PS Mmmm, that might be a bit of an excessively grandiose statement! Let’s say it’s equal best with the classic Tuna Sandwich. I have a very big soft spot for that one. And also see below the recipe card for some more canned tuna recipe options that I’m proud to say all continue to receive rave reviews, even from canned tuna skeptics! 😇

Watch how to make it

Mediterranean tuna salad in a bowl


Mediterranean tuna salad with creamy feta dressing

Recipe video above. A tuna salad unlike any other you’ve had before! Tabbouleh vibes with a creamy feta dressing, loaded with bright Mediterranean favourites like lemon, olives, tomato, cucumber and red radish. Eat in a bowl with a spoon. Or stuff into pita bread. SO GOOD!

Low cal, nutritious, low carb, economical, filling and outstandingly delicious.
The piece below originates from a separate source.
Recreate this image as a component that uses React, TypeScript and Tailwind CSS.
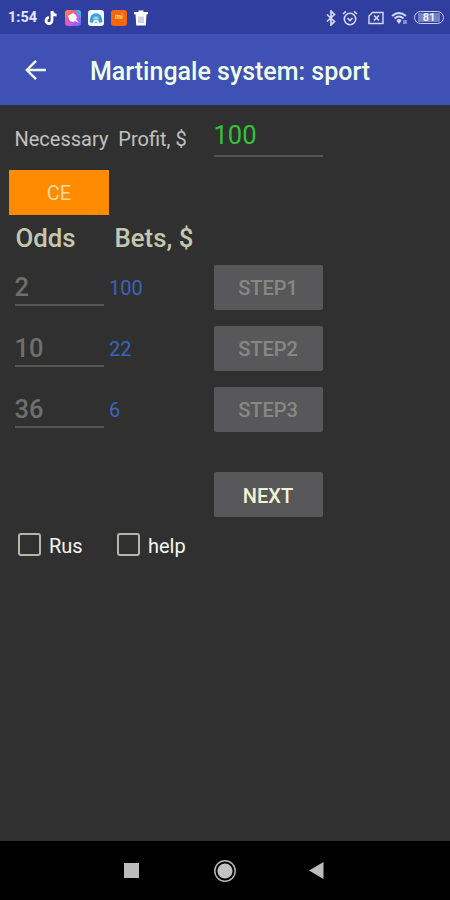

It’s a home run!

Course Lunch, Main, Side
Cuisine Mediterranean
Keyword canned tuna recipe, mediterranean salad, Tuna Salad
Servings 3 – 4
Calories 421cal
Author Nagi



  • 3 tightly packed cups finely chopped curly kale (~6 – 7 kale stems, yes really!) (Note 1)
  • 2 tomatoes , chopped into 1 cm / 1/3″ squares (use the juices too!)
  • 1 red capsicum / bell pepper , chopped into 8mm / 1/3″ squares
  • 1 cucumber , cut lengthwise into 6 or 8 wedges, the chopped into 8mm/1/3″ pieces
  • 1 cup roughly chopped parsley leaves
  • 8 red radish , chopped into 8mm / 1/3″ squares (sub 1 small red onion or 2 green onion stems)
  • 1/2 cup whole pitted kalamata olives , cut into quarters
  • 50g/ 1.5 oz Danish feta (the creamy sort, not crumbly Greek feta) (Note 2)
  • 425g/ 15 oz canned tuna in oil , drained (Note 3, choose responsibly)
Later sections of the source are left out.